The trial court in its findings of fact found all the allegations of appellant's petition false which charged respondents with conduct designed to turn testator against his father and sister.

Appellant cites cases to the effect that if prejudices are by falsehoods raised in the mind of a testator against the natural objects of his bounty, and he is kept from intercourse with them so that such false impressions may not be removed, it is such fraud as will nullify a will. (Estate of Newhall, 190 Cal. 709 [214 P. 231, 28 A.L.R. 778]; Estate of Ricks, 160 Cal. 467 [117 P. 539]; Estate of Stoddart, 174 Cal. 606 [163 P. 1010]; 26 Cal.Jur. 643, 770.) [1] It is settled, however, that whether fraudulent statements which might have induced the making of a will in a certain way, did actually induce it, is a question of fact. (Estate of Carson, 184 Cal. 437 [194 P. 5, 17 A.L.R. 239]; Page on Wills, vol. 1, ยง 181, p. 361.) [2] There is no direct proof that the testator ever was informed of the recitations in the petition for or order appointing guardian. It might, of course, be inferred that his coolness to his own blood relatives resulted from such knowledge. But since the evidence is conflicting, on the matter up to the year 1946, and since there is no evidence at all touching the period 1946-1951, the five years after testator attained his majority, it certainly cannot be said that fraud such as would vitiate the will is established as a matter of law. [3] Since testator had made his home with respondents from the age of 6 until he left for the service, it would seem that they would be the natural objects of his bounty. (See Estate of Morcel, 162 Cal. 188 [121 P. 733]; Estate of Watkins, 81 Cal. App. 2d 465 [184 P.2d 192].)

Appellant contends that the will was not executed in conformity with the requirements of section 50 of the Probate Code. The uncontradicted testimony of two of the attesting witnesses is that testator signed the will which one of them prepared by filling in blanks in a mimeographed form will which was being used at that time at Camp Stoneman. It was signed by testator in an army office devoted at that time to the preparation of wills and powers-of-attorney for service men at that base. All three attesting witnesses were present when testator signed, and when each of them signed as witness. [136 Cal. App. 2d 243]

[4] Appellant criticizes the assembly line procedure used in making and executing the will. But if the procedure was valid, it is immaterial that it was rapid, and that thousands were done in exactly the same manner. The men at Camp Stoneman were briefed as to the service available at that post for the preparation of wills and powers-of-attorney. Lieutenant Lorenz went to the office designated for that purpose and stated to Sergeant Rucinski, one of the attesting witnesses, that he had come to make a will.
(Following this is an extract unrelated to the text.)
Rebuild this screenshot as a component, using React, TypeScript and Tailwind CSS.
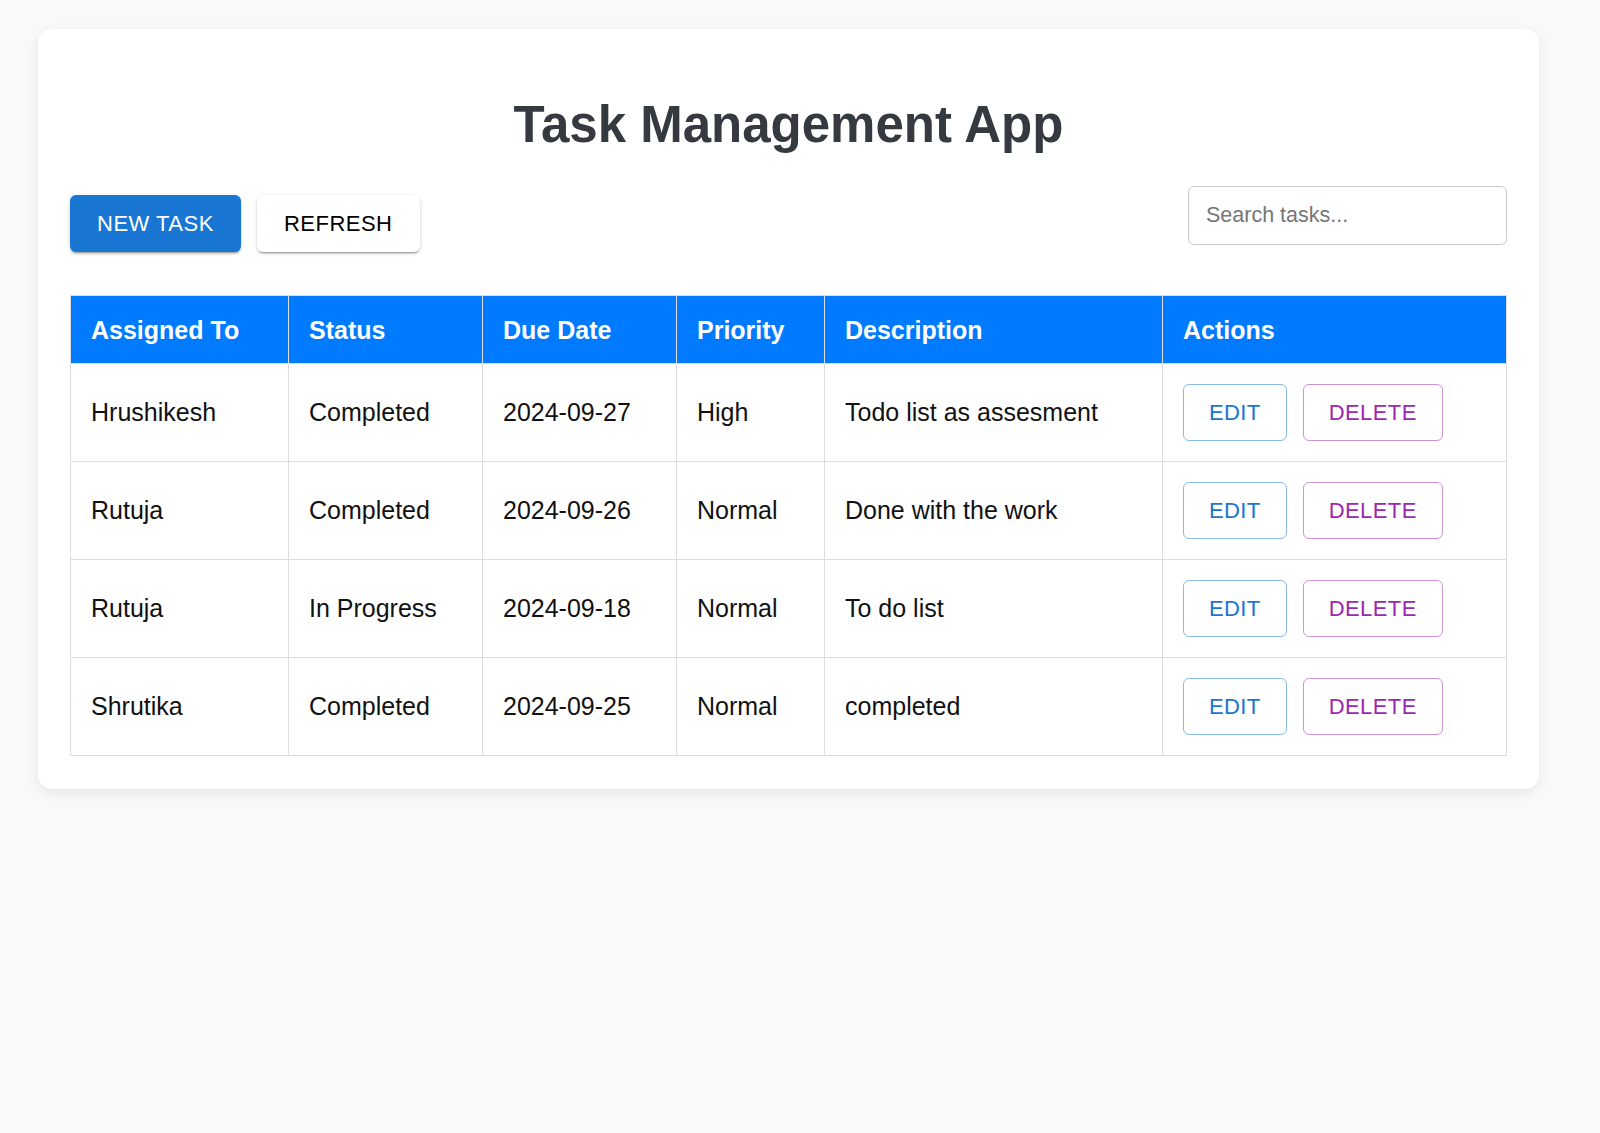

A sign in that office read: "Wills and Powers-of-Attorney." The hours from 1 to 4 each afternoon were set aside by that office chiefly for the business of preparing those two types of instruments. Sergeant Dyer, one of the attesting witnesses whose desk was near that of Sergeant Rucinski, the witness who had typed the instrument for testator after securing from him the necessary information, stated that Rucinski asked him to witness the lieutenant's will, and he said that he would. He said that he would always witness a will if he observed that the man making it was not drunk and was in his right mind. Dyer signed Lieutenant Lorenz's will as an attesting witness and then passed it on to Corporal Schroeder, the third attesting witness, who was not available at the hearing.
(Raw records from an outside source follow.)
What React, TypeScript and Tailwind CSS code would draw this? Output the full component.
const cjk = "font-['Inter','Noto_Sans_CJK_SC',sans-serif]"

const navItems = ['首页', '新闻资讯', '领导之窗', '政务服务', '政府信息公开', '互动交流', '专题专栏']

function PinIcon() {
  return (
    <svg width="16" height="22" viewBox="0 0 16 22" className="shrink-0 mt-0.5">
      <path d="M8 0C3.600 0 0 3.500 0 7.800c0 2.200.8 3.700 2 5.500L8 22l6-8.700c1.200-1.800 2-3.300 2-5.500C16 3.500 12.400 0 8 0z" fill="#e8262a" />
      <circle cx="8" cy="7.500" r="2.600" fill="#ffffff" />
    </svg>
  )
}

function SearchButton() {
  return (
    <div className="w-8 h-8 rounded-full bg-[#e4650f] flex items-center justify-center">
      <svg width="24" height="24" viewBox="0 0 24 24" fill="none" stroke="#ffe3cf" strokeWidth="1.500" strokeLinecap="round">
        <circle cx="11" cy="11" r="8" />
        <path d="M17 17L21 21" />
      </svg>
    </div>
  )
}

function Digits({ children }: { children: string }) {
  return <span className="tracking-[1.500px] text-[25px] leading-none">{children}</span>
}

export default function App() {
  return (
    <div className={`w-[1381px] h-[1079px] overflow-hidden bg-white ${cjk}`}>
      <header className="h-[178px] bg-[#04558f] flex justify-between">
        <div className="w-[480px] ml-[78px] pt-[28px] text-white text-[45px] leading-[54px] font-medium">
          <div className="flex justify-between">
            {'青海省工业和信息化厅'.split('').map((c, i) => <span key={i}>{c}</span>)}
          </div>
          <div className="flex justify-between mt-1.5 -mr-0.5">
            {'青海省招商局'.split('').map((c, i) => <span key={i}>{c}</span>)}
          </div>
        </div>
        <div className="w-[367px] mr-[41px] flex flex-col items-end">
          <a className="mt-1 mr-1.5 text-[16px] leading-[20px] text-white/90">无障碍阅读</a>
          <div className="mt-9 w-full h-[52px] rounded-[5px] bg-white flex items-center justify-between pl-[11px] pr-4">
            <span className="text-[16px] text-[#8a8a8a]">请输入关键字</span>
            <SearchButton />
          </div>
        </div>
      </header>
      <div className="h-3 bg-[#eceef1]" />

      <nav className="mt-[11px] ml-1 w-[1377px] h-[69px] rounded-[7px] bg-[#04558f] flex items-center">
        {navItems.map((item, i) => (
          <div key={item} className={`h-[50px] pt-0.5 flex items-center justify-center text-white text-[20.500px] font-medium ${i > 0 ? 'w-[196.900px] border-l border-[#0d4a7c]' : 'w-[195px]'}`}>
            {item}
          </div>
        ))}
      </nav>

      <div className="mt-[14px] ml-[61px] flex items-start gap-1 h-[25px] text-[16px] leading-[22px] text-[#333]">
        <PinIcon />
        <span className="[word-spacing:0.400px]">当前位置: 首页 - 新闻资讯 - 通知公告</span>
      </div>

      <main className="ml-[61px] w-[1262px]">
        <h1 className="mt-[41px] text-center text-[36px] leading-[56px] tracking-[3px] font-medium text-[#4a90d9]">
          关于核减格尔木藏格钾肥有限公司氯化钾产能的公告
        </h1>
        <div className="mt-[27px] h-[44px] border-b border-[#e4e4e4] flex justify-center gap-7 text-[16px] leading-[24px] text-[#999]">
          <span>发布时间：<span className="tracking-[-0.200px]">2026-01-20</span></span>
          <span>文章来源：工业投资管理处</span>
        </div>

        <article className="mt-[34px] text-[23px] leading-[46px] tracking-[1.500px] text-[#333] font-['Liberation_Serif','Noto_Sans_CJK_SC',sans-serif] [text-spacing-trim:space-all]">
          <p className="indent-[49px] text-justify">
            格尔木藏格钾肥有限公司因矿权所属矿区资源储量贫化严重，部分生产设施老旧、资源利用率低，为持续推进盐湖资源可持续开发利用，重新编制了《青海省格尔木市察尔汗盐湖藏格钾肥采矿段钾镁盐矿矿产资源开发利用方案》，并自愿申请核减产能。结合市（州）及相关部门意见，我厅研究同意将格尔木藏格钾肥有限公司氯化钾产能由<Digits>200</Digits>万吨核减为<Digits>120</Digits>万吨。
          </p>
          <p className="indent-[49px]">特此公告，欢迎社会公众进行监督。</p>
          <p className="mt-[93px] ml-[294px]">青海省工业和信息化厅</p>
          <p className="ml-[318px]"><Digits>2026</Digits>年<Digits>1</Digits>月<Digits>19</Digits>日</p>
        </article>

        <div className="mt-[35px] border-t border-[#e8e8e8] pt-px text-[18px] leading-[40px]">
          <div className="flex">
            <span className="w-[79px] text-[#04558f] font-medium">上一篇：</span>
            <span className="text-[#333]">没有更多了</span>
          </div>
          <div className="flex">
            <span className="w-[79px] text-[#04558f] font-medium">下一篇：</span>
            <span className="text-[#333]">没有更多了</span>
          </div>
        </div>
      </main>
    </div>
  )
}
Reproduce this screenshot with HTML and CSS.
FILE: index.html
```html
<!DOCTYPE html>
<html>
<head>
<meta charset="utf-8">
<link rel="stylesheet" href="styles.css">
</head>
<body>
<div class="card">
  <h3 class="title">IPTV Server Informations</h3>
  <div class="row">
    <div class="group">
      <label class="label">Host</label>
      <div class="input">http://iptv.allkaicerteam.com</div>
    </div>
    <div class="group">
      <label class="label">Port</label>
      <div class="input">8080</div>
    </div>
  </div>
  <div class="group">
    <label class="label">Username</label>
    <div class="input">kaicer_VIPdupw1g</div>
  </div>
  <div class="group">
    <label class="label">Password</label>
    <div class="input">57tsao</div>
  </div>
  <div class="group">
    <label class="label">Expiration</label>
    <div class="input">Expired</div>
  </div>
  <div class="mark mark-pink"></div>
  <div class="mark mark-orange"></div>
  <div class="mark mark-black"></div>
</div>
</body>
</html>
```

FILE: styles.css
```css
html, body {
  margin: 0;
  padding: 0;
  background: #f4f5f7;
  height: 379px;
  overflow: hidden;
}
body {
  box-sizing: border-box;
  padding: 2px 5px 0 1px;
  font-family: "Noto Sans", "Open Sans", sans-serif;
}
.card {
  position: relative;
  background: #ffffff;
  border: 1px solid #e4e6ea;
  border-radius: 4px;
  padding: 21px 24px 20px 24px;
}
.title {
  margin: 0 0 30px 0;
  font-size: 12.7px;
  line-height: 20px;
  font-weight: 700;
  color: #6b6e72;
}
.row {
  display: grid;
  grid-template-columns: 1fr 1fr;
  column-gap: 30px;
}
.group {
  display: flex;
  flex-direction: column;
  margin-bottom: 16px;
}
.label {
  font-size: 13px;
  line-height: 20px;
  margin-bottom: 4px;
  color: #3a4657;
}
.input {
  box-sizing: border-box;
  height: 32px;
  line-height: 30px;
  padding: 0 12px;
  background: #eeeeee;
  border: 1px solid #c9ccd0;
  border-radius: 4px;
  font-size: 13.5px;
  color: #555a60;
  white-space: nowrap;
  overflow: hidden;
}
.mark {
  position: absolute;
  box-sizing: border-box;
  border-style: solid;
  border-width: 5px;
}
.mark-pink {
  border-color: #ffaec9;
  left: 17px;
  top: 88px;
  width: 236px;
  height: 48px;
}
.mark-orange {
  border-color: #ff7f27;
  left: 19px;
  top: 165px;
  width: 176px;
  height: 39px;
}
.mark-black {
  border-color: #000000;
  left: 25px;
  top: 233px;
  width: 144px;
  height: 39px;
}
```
[5] It is well established in this state that the testator's declarations and requests to the subscribing witnesses as required by section 50 of the Probate Code may be by conduct instead of words. [6] In Estate of Silva, 169 Cal. 116, 120 [145 P. 1015], it was said: "It does not appear that the testator in words asked that these persons sign as witnesses or declared to them that the document was his will, but from the whole transaction as shown by the testimony it is very clear that all of them understood that he was promulgating the document as his will, that he desired these persons to sign the same as witnesses and that they were signing in compliance with his desire so manifested by his manner and actions." (And see Estate of La Mont, 39 Cal. 2d 566 [248 P.2d 1]; Estate of Cullberg, 169 Cal. 365, 369 [146 P. 888]; Estate of Gray, 75 Cal. App. 2d 386 [171 P.2d 113].)
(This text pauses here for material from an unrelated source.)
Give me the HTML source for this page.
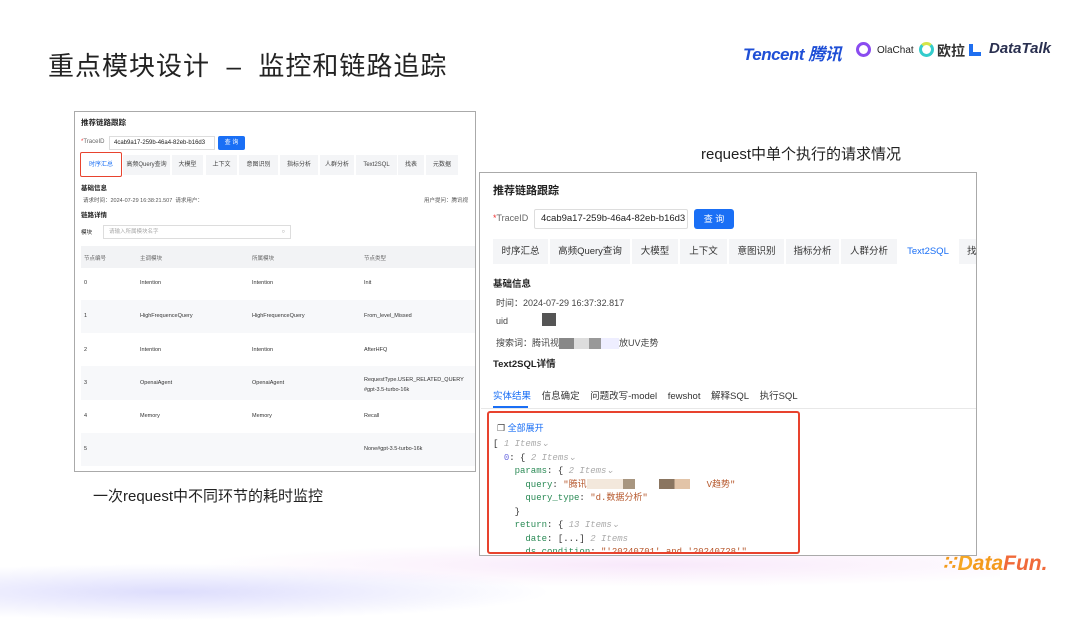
<!DOCTYPE html>
<html><head><meta charset="utf-8"><style>
*{margin:0;padding:0;box-sizing:border-box}
body{width:1080px;height:608px;overflow:hidden;background:#fff;position:relative;font-family:"Liberation Sans","Noto Sans CJK SC",sans-serif;color:#222}
.a{position:absolute;white-space:nowrap}
.bg{position:absolute;left:0;top:530px;width:1000px;height:90px;background:radial-gradient(ellipse 380px 28px at 170px 62px,rgba(180,180,250,.45),rgba(255,255,255,0)),radial-gradient(ellipse 450px 22px at 650px 35px,rgba(240,205,245,.45),rgba(255,255,255,0))}
.p{position:absolute;background:#fff;border:1px solid #aaa}
.tabL{position:absolute;top:155px;height:20px;background:#f4f5f7;font-size:6px;color:#444;text-align:center;line-height:20px}
.tabR{position:absolute;top:239px;height:25px;background:#f4f5f7;font-size:9.5px;color:#333;text-align:center;line-height:25px}
.c{font-family:"Liberation Mono","Noto Sans CJK SC",monospace;font-size:9px}
.k{color:#2a8a55}.s{color:#b5562a}.g{color:#aaa;font-style:italic}
</style></head><body>
<div class="bg"></div>
<div class="a" style="left:48px;top:46px;font-size:26px;color:#222;letter-spacing:1px">重点模块设计 &nbsp;–&nbsp; 监控和链路追踪</div>
<div class="a" style="left:743px;top:40px;font-size:17px;font-weight:bold;font-style:italic;color:#1f4fd6;letter-spacing:-0.5px">Tencent 腾讯</div>
<div class="a" style="left:856px;top:42px;width:15px;height:15px;border:3px solid #8a4cf0;border-radius:50%"></div>
<div class="a" style="left:877px;top:45px;font-size:10px;color:#222">OlaChat</div>
<div class="a" style="left:919px;top:42px;width:15px;height:15px;border:3px solid #3cc;border-radius:50%;border-top-color:#d4e44a"></div>
<div class="a" style="left:937px;top:41px;font-size:14px;font-weight:bold;color:#333">欧拉</div>
<div class="a" style="left:969px;top:44px;width:12px;height:12px;border-left:4px solid #1f6ff0;border-bottom:4px solid #1f6ff0"></div>
<div class="a" style="left:989px;top:40px;font-size:15px;font-style:italic;font-weight:bold;color:#2a3050">DataTalk</div>

<div class="a" style="left:701px;top:143px;font-size:15px">request中单个执行的请求情况</div>
<div class="a" style="left:93px;top:485px;font-size:15px">一次request中不同环节的耗时监控</div>
<div class="a" style="left:940px;top:551px;font-size:21px;font-weight:bold;font-style:italic;color:#f39a1c">⁙<span style="color:#f5a623">D</span>ata<span style="color:#f06a3a">Fun.</span></div>

<!-- left panel -->
<div class="p" style="left:74px;top:111px;width:402px;height:361px"></div>
<div class="a" style="left:81px;top:117px;font-size:7.5px;font-weight:bold">推荐链路跟踪</div>
<div class="a" style="left:81px;top:139px;font-size:6px;color:#666"><span style="color:#e33">*</span>TraceID</div>
<div class="a" style="left:109px;top:136px;width:106px;height:14px;border:1px solid #ddd;font-size:6px;line-height:12px;padding-left:4px">4cab9a17-259b-46a4-82eb-b16d3</div>
<div class="a" style="left:218px;top:136px;width:27px;height:14px;background:#1a6ff5;color:#fff;font-size:6px;text-align:center;line-height:14px;border-radius:2px">查 询</div>
<div class="tabL" style="left:82px;width:38px;background:#fff;color:#1a6ff5">时序汇总</div>
<div class="a" style="left:80px;top:152px;width:42px;height:25px;border:1.5px solid #e8432e;border-radius:2px"></div>
<div class="tabL" style="left:123px;width:47px">高频Query查询</div>
<div class="tabL" style="left:172px;width:31px">大模型</div>
<div class="tabL" style="left:206px;width:31px">上下文</div>
<div class="tabL" style="left:239px;width:39px">意图识别</div>
<div class="tabL" style="left:280px;width:38px">指标分析</div>
<div class="tabL" style="left:320px;width:34px">人群分析</div>
<div class="tabL" style="left:356px;width:41px">Text2SQL</div>
<div class="tabL" style="left:398px;width:26px">找表</div>
<div class="tabL" style="left:426px;width:32px">元数据</div>
<div class="a" style="left:81px;top:182px;font-size:6.5px;font-weight:bold">基础信息</div>
<div class="a" style="left:83px;top:196px;font-size:5.5px;color:#555">请求时间：2024-07-29 16:38:21.507 &nbsp;请求用户：</div>
<div class="a" style="left:424px;top:196px;font-size:5.5px;color:#555">用户提问：腾讯视</div>
<div class="a" style="left:81px;top:209px;font-size:6.5px;font-weight:bold">链路详情</div>
<div class="a" style="left:81px;top:228px;font-size:5.5px">模块</div>
<div class="a" style="left:103px;top:225px;width:188px;height:14px;border:1px solid #ddd;font-size:5.5px;color:#aaa;line-height:12px;padding-left:5px">请输入所属模块名字<span style="position:absolute;right:5px;color:#888">○</span></div>
<div class="a" style="left:81px;top:246px;width:394px;height:22px;background:#f2f3f5"></div>
<div class="a" style="left:84px;top:254px;font-size:5.5px;color:#666">节点编号</div>
<div class="a" style="left:140px;top:254px;font-size:5.5px;color:#666">主调模块</div>
<div class="a" style="left:252px;top:254px;font-size:5.5px;color:#666">所属模块</div>
<div class="a" style="left:364px;top:254px;font-size:5.5px;color:#666">节点类型</div>
<div class="a" style="left:81px;top:300px;width:394px;height:33px;background:#f7f8fa"></div>
<div class="a" style="left:81px;top:366px;width:394px;height:34px;background:#f7f8fa"></div>
<div class="a" style="left:81px;top:433px;width:394px;height:33px;background:#f7f8fa"></div>
<div class="a" style="left:84px;top:267px;font-size:5.5px;line-height:33.3px;color:#333">0<br>1<br>2<br>3<br>4<br>5</div>
<div class="a" style="left:140px;top:267px;font-size:5.5px;line-height:33.3px;color:#333">Intention<br>HighFrequenceQuery<br>Intention<br>OpenaiAgent<br>Memory<br>&nbsp;</div>
<div class="a" style="left:252px;top:267px;font-size:5.5px;line-height:33.3px;color:#333">Intention<br>HighFrequenceQuery<br>Intention<br>OpenaiAgent<br>Memory<br>&nbsp;</div>
<div class="a" style="left:364px;top:267px;font-size:5.5px;line-height:33.3px;color:#333">Init<br>From_level_Missed<br>AfterHFQ<br>&nbsp;<br>Recall<br>None#gpt-3.5-turbo-16k</div>
<div class="a" style="left:364px;top:375px;font-size:5.5px;line-height:10px;color:#333">RequestType.USER_RELATED_QUERY<br>#gpt-3.5-turbo-16k</div>

<!-- right panel -->
<div class="p" style="left:479px;top:172px;width:498px;height:384px"></div>
<div class="a" style="left:493px;top:182px;font-size:11px;font-weight:bold">推荐链路跟踪</div>
<div class="a" style="left:493px;top:213px;font-size:9px;color:#666"><span style="color:#e33">*</span>TraceID</div>
<div class="a" style="left:534px;top:209px;width:154px;height:20px;border:1px solid #ddd;border-radius:2px;font-size:9.5px;line-height:18px;padding-left:6px;overflow:hidden">4cab9a17-259b-46a4-82eb-b16d3</div>
<div class="a" style="left:694px;top:209px;width:40px;height:20px;background:#1a6ff5;color:#fff;font-size:9px;text-align:center;line-height:20px;border-radius:3px">查 询</div>
<div class="tabR" style="left:493px;width:55px">时序汇总</div>
<div class="tabR" style="left:550px;width:80px">高频Query查询</div>
<div class="tabR" style="left:632px;width:46px">大模型</div>
<div class="tabR" style="left:680px;width:47px">上下文</div>
<div class="tabR" style="left:729px;width:55px">意图识别</div>
<div class="tabR" style="left:786px;width:53px">指标分析</div>
<div class="tabR" style="left:841px;width:56px">人群分析</div>
<div class="tabR" style="left:899px;width:58px;background:#fff;color:#1a6ff5">Text2SQL</div>
<div class="tabR" style="left:959px;width:17px;text-align:left;padding-left:8px">找</div>
<div class="a" style="left:493px;top:276px;font-size:9.5px;font-weight:bold">基础信息</div>
<div class="a" style="left:496px;top:296px;font-size:9px;color:#444">时间：2024-07-29 16:37:32.817</div>
<div class="a" style="left:496px;top:316px;font-size:9px;color:#444">uid</div>
<div class="a" style="left:542px;top:313px;width:14px;height:13px;background:#555"></div>
<div class="a" style="left:496px;top:336px;font-size:9px;color:#444">搜索词：腾讯视<span style="display:inline-block;width:60px;height:11px;vertical-align:middle;background:linear-gradient(90deg,#888 0 25%,#ddd 25% 50%,#999 50% 70%,#eef 70%)"></span>放UV走势</div>
<div class="a" style="left:493px;top:356px;font-size:9.5px;font-weight:bold">Text2SQL详情</div>
<div class="a" style="left:493px;top:388px;font-size:9.5px;color:#333"><span style="color:#1a6ff5">实体结果</span>&nbsp;&nbsp;&nbsp;&nbsp;信息确定&nbsp;&nbsp;&nbsp;&nbsp;问题改写-model&nbsp;&nbsp;&nbsp;&nbsp;fewshot&nbsp;&nbsp;&nbsp;&nbsp;解释SQL&nbsp;&nbsp;&nbsp;&nbsp;执行SQL</div>
<div class="a" style="left:481px;top:408px;width:495px;height:1px;background:#e8e8e8"></div>
<div class="a" style="left:493px;top:406px;width:35px;height:2px;background:#1a6ff5"></div>
<div class="a" style="left:487px;top:411px;width:313px;height:143px;border:2px solid #e8432e;border-radius:3px;overflow:hidden">
<div class="a" style="left:8px;top:8px;font-size:9px;color:#1a6ff5"><span style="color:#444">❐</span> 全部展开</div>
<div class="a c" style="left:4px;top:25px;line-height:13.5px;color:#333">
[ <span class="g">1 Items⌄</span><br>
&nbsp;&nbsp;<span style="color:#6b6be0">0</span>: { <span class="g">2 Items⌄</span><br>
&nbsp;&nbsp;&nbsp;&nbsp;<span class="k">params</span>: { <span class="g">2 Items⌄</span><br>
&nbsp;&nbsp;&nbsp;&nbsp;&nbsp;&nbsp;<span class="k">query</span>: <span class="s">"腾讯<span style="display:inline-block;width:120px;height:10px;vertical-align:middle;background:linear-gradient(90deg,#f3e8dc 0 30%,#a89680 30% 40%,#fff 40% 60%,#8a7560 60% 73%,#e2c4a8 73% 86%,#fff 86%)"></span>V趋势"</span><br>
&nbsp;&nbsp;&nbsp;&nbsp;&nbsp;&nbsp;<span class="k">query_type</span>: <span class="s">"d.数据分析"</span><br>
&nbsp;&nbsp;&nbsp;&nbsp;}<br>
&nbsp;&nbsp;&nbsp;&nbsp;<span class="k">return</span>: { <span class="g">13 Items⌄</span><br>
&nbsp;&nbsp;&nbsp;&nbsp;&nbsp;&nbsp;<span class="k">date</span>: [...] <span class="g">2 Items</span><br>
&nbsp;&nbsp;&nbsp;&nbsp;&nbsp;&nbsp;<span class="k">ds_condition</span>: <span class="s">"'20240701' and '20240728'"</span>
</div></div>
</body></html>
[7] There is no merit in the contention that the will was not properly executed because of the location of the signatures. The will is a single sheet of paper, and because the attestation clause comes between the signature of testator and that of the subscribing witnesses, appellant claims that the will is not witnessed at the end thereof, as required by section 50, subdivision [136 Cal. App. 2d 244] (4). Appellant has found no California case to support this contention.

In Estate of Johnson, 152 Cal. 778 [93 P. 1015], the Supreme Court of this state, in affirming an order admitting a will to probate, noted that after the testator's signature and above that of the subscribing witnesses was written "the usual attestation clause." (See also Estate of Cullberg, supra.) In Estate of Gray, page 388 (supra), the signature of testatrix was at the foot of page 7 of the will, the attestation clause and signatures of the subscribing witnesses were at the top of page 8. The order denying probate of this will was reversed in that case and an order admitting it to probate was affirmed in Estate of Gray, 89 Cal. App. 2d 478 [201 P.2d 392]. The court there noted that the presence of the attestation clause and proof of the genuineness of the signature of the testatrix and the witnesses create a presumption of due execution, acknowledgment and declaration of the will, but observed that the formal attestation clause is not a necessity.

The judgment of the trial court finds full and ample support in the record before us.

Judgment affirmed.

Nourse, P. J., and Dooling, J., concurred.